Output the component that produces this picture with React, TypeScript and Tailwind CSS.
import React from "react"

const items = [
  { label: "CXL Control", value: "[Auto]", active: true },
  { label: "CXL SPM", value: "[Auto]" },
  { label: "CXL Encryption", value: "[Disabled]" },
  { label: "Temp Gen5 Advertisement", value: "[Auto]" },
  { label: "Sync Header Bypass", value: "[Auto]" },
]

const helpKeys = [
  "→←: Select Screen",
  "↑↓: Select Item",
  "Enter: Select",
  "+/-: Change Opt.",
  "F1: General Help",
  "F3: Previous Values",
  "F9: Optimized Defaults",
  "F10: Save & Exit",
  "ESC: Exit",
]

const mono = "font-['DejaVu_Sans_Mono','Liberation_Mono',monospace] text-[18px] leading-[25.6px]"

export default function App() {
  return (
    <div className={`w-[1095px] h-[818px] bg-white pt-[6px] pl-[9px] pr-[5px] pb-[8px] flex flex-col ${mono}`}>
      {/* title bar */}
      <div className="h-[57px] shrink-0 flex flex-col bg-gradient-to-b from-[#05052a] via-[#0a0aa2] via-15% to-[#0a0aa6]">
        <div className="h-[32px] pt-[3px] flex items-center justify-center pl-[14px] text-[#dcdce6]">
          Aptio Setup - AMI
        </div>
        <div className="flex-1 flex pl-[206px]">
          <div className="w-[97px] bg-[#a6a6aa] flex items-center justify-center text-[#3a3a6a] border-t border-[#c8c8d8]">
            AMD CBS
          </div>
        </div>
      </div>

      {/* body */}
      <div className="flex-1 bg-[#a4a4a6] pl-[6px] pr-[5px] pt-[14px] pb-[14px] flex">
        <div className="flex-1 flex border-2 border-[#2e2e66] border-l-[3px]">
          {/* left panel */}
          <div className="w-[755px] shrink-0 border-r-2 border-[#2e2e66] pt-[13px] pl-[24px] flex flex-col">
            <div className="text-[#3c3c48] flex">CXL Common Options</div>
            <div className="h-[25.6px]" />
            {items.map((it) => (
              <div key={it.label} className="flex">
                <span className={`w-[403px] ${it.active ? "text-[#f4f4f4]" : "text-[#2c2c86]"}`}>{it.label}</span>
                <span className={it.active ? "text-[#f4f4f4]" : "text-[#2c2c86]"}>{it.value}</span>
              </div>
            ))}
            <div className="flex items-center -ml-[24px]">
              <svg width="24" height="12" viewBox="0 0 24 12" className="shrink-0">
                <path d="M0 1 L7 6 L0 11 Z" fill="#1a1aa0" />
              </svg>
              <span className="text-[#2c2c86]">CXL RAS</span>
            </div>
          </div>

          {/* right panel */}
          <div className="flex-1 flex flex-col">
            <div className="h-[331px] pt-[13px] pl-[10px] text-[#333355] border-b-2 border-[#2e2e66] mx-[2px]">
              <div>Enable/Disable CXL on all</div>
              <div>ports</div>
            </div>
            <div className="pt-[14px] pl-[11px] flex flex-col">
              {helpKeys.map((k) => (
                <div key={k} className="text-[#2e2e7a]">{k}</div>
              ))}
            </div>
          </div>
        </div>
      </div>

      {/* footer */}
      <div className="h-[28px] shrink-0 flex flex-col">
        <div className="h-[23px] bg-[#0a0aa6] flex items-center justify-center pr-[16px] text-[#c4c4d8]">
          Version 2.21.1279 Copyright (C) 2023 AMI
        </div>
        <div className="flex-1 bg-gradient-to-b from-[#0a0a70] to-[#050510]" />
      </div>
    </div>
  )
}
################
Task statement:
Set down all of the data above, word for word.

Solved exercise:
Output the component that produces this picture with React, TypeScript and Tailwind CSS.
import React from "react"

const items = [
  { label: "CXL Control", value: "[Auto]", active: true },
  { label: "CXL SPM", value: "[Auto]" },
  { label: "CXL Encryption", value: "[Disabled]" },
  { label: "Temp Gen5 Advertisement", value: "[Auto]" },
  { label: "Sync Header Bypass", value: "[Auto]" },
]

const helpKeys = [
  "→←: Select Screen",
  "↑↓: Select Item",
  "Enter: Select",
  "+/-: Change Opt.",
  "F1: General Help",
  "F3: Previous Values",
  "F9: Optimized Defaults",
  "F10: Save & Exit",
  "ESC: Exit",
]

const mono = "font-['DejaVu_Sans_Mono','Liberation_Mono',monospace] text-[18px] leading-[25.6px]"

export default function App() {
  return (
    <div className={`w-[1095px] h-[818px] bg-white pt-[6px] pl-[9px] pr-[5px] pb-[8px] flex flex-col ${mono}`}>
      {/* title bar */}
      <div className="h-[57px] shrink-0 flex flex-col bg-gradient-to-b from-[#05052a] via-[#0a0aa2] via-15% to-[#0a0aa6]">
        <div className="h-[32px] pt-[3px] flex items-center justify-center pl-[14px] text-[#dcdce6]">
          Aptio Setup - AMI
        </div>
        <div className="flex-1 flex pl-[206px]">
          <div className="w-[97px] bg-[#a6a6aa] flex items-center justify-center text-[#3a3a6a] border-t border-[#c8c8d8]">
            AMD CBS
          </div>
        </div>
      </div>

      {/* body */}
      <div className="flex-1 bg-[#a4a4a6] pl-[6px] pr-[5px] pt-[14px] pb-[14px] flex">
        <div className="flex-1 flex border-2 border-[#2e2e66] border-l-[3px]">
          {/* left panel */}
          <div className="w-[755px] shrink-0 border-r-2 border-[#2e2e66] pt-[13px] pl-[24px] flex flex-col">
            <div className="text-[#3c3c48] flex">CXL Common Options</div>
            <div className="h-[25.6px]" />
            {items.map((it) => (
              <div key={it.label} className="flex">
                <span className={`w-[403px] ${it.active ? "text-[#f4f4f4]" : "text-[#2c2c86]"}`}>{it.label}</span>
                <span className={it.active ? "text-[#f4f4f4]" : "text-[#2c2c86]"}>{it.value}</span>
              </div>
            ))}
            <div className="flex items-center -ml-[24px]">
              <svg width="24" height="12" viewBox="0 0 24 12" className="shrink-0">
                <path d="M0 1 L7 6 L0 11 Z" fill="#1a1aa0" />
              </svg>
              <span className="text-[#2c2c86]">CXL RAS</span>
            </div>
          </div>

          {/* right panel */}
          <div className="flex-1 flex flex-col">
            <div className="h-[331px] pt-[13px] pl-[10px] text-[#333355] border-b-2 border-[#2e2e66] mx-[2px]">
              <div>Enable/Disable CXL on all</div>
              <div>ports</div>
            </div>
            <div className="pt-[14px] pl-[11px] flex flex-col">
              {helpKeys.map((k) => (
                <div key={k} className="text-[#2e2e7a]">{k}</div>
              ))}
            </div>
          </div>
        </div>
      </div>

      {/* footer */}
      <div className="h-[28px] shrink-0 flex flex-col">
        <div className="h-[23px] bg-[#0a0aa6] flex items-center justify-center pr-[16px] text-[#c4c4d8]">
          Version 2.21.1279 Copyright (C) 2023 AMI
        </div>
        <div className="flex-1 bg-gradient-to-b from-[#0a0a70] to-[#050510]" />
      </div>
    </div>
  )
}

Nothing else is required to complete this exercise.